# [Exercise aim]
Using the records below, count the lines with "TypeScript" in them. Give the number only.

# [Entries]
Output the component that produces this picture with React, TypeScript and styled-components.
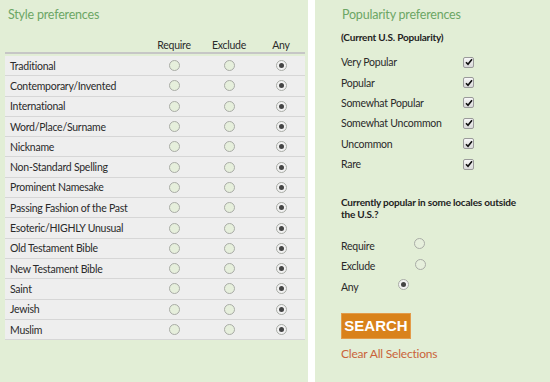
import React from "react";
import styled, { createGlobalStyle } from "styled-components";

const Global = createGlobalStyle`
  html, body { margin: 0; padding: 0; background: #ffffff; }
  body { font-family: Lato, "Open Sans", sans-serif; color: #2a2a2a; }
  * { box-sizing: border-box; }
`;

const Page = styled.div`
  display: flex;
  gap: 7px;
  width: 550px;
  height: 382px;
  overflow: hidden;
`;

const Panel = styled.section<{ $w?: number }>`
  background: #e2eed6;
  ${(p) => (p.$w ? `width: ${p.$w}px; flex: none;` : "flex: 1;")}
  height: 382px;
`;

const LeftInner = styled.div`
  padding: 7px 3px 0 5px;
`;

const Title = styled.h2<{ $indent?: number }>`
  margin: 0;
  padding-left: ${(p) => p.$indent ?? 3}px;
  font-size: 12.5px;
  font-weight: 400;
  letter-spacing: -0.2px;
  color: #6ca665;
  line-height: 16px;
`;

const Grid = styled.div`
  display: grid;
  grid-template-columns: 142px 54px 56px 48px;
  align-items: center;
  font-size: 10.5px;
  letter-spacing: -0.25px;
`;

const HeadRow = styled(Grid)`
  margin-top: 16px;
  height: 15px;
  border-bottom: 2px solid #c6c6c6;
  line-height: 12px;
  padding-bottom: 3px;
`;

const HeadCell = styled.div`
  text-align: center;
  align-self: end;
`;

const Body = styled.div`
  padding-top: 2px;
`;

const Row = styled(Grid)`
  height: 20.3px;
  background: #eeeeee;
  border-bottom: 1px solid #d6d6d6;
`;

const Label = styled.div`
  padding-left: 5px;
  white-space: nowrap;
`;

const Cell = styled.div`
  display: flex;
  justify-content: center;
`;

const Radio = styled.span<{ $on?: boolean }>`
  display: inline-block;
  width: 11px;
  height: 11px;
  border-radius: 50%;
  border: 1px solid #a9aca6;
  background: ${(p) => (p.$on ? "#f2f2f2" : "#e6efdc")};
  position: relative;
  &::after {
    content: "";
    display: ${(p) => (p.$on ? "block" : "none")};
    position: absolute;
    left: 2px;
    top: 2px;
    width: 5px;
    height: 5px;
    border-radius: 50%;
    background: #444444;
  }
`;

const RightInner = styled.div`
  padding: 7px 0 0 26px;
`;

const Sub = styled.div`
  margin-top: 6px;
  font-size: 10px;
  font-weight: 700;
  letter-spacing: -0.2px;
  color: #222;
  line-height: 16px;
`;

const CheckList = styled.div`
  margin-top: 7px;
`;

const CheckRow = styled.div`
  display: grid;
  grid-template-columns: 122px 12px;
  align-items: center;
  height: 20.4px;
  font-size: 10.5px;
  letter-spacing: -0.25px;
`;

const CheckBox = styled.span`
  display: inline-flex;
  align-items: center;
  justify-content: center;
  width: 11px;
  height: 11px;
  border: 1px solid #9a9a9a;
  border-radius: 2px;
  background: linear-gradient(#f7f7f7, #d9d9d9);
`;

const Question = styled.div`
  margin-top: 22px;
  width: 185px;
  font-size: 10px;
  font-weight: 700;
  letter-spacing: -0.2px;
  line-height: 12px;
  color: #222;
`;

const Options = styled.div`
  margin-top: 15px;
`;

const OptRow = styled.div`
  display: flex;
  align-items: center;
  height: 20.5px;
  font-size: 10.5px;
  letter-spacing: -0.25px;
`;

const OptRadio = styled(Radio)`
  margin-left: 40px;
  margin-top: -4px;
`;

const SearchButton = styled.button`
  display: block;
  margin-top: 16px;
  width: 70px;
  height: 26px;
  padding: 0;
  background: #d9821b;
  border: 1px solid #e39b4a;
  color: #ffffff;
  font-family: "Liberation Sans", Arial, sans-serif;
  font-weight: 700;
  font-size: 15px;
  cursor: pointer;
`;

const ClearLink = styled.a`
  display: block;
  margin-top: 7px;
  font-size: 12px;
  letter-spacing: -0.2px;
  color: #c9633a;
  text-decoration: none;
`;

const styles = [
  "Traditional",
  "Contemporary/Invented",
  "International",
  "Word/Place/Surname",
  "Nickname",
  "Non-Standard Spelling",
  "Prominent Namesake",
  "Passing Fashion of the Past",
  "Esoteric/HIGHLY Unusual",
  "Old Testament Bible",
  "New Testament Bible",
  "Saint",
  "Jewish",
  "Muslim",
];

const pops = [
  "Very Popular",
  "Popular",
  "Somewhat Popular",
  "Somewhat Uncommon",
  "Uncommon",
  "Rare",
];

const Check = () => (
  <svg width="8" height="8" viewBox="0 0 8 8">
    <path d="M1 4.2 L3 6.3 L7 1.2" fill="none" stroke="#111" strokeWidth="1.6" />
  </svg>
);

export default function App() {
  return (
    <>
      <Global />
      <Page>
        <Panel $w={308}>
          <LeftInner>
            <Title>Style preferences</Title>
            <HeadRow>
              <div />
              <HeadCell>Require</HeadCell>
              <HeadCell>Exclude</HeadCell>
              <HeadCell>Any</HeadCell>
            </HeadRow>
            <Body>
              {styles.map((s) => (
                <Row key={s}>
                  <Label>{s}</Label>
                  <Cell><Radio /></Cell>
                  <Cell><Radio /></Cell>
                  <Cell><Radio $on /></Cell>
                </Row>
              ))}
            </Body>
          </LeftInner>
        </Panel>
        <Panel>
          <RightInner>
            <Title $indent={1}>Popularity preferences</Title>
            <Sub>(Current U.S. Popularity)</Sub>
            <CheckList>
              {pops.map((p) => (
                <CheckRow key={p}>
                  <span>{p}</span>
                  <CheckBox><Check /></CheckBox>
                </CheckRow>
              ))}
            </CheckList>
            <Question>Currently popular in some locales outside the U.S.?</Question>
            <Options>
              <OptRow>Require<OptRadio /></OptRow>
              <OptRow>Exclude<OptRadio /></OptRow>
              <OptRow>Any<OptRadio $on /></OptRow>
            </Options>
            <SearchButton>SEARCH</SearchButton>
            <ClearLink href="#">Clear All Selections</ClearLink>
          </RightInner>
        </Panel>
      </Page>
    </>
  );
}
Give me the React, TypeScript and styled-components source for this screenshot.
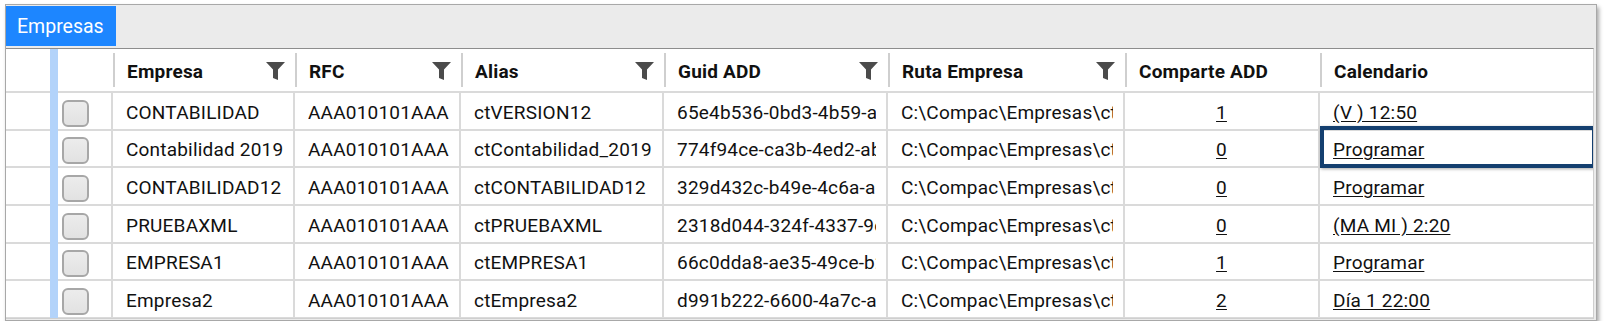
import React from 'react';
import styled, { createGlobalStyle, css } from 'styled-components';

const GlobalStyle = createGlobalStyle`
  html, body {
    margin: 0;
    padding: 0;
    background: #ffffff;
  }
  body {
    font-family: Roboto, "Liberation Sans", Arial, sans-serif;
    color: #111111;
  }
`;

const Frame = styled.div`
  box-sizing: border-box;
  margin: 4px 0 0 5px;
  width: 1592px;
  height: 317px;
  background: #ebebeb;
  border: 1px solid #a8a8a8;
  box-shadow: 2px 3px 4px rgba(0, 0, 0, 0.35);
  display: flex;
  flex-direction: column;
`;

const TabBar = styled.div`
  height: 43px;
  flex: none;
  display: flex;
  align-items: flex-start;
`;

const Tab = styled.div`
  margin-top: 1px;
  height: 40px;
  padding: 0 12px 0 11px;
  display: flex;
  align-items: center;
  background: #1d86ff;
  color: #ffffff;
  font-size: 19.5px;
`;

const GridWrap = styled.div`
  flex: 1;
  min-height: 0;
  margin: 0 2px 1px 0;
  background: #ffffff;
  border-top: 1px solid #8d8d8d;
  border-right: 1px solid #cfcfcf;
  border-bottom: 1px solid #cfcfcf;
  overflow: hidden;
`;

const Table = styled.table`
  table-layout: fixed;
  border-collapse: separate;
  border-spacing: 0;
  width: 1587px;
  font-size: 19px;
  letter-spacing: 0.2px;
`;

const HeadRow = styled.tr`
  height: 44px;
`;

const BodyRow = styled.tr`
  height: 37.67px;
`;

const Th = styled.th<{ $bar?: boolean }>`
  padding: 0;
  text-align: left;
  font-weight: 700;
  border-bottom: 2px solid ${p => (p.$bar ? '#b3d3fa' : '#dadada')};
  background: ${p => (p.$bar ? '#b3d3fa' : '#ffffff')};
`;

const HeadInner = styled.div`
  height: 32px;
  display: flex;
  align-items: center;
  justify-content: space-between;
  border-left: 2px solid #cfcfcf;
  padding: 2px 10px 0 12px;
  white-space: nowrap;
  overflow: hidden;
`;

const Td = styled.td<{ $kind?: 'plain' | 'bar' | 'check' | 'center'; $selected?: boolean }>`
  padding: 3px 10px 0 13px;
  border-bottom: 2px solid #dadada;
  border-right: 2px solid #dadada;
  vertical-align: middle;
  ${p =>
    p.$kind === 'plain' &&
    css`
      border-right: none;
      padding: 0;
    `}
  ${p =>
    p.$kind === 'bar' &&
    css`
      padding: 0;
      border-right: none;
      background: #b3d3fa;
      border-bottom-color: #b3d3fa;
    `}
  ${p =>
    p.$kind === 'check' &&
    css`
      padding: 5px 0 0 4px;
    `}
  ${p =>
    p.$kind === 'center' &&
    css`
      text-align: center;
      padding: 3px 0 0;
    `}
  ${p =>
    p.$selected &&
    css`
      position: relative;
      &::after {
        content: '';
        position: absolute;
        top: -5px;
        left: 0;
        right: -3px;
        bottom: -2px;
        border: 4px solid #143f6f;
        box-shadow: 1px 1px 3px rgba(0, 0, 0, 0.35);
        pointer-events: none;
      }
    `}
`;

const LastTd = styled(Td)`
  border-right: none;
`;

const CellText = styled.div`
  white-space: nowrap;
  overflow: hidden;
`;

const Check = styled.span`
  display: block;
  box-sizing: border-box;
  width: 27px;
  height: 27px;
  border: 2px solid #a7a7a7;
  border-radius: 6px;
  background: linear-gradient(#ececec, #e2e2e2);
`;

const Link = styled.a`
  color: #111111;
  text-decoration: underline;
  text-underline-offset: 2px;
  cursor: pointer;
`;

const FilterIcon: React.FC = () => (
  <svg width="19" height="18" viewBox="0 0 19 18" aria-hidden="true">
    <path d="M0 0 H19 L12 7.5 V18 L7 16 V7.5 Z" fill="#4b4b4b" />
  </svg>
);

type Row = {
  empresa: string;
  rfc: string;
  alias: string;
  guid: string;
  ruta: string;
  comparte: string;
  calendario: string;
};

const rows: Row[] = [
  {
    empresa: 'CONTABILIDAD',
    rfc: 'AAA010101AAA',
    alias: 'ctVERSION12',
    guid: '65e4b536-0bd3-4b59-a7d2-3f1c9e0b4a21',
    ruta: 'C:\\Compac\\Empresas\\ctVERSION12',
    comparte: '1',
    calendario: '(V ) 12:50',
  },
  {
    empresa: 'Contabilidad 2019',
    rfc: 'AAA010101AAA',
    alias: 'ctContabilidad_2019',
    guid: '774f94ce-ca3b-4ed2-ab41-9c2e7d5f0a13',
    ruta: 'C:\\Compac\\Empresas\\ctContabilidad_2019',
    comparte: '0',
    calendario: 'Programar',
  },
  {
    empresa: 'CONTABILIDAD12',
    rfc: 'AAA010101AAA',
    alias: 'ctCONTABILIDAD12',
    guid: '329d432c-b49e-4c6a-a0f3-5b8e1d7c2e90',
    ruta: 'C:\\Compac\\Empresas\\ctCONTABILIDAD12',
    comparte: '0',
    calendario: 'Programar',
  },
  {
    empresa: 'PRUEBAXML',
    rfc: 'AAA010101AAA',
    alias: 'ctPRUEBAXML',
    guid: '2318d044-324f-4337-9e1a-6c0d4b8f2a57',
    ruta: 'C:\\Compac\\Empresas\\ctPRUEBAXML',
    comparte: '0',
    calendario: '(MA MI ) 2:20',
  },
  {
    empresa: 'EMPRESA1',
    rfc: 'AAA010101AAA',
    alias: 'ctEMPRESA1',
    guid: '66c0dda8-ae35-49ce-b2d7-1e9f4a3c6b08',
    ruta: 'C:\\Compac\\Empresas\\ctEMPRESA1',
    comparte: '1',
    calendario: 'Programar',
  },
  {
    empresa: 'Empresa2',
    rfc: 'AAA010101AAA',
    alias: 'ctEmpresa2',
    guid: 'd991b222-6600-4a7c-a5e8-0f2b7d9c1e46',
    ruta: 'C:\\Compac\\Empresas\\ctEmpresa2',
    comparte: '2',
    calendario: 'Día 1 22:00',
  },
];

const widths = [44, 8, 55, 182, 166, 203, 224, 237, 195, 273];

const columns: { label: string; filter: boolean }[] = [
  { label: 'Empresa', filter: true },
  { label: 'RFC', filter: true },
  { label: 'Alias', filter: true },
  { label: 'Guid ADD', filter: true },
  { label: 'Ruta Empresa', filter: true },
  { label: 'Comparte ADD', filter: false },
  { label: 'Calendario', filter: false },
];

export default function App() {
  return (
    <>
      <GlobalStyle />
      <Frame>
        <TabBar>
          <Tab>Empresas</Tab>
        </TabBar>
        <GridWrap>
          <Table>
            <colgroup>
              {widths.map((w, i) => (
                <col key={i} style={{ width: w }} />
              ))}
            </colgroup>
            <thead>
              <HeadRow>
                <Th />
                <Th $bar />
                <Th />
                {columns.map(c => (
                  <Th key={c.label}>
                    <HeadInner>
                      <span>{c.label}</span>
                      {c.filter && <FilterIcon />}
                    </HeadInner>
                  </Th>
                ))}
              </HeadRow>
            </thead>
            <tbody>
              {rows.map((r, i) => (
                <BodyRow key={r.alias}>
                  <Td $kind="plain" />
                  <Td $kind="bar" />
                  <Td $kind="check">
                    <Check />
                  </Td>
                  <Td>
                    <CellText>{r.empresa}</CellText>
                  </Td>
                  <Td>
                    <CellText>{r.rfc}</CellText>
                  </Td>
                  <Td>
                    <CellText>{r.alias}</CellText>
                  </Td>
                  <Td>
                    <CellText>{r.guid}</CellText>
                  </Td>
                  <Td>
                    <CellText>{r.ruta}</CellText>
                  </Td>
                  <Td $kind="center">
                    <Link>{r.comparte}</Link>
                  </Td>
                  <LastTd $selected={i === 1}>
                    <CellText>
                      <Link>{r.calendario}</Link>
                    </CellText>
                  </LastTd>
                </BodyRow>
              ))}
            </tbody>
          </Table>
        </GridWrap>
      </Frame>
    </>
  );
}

# [Response]
2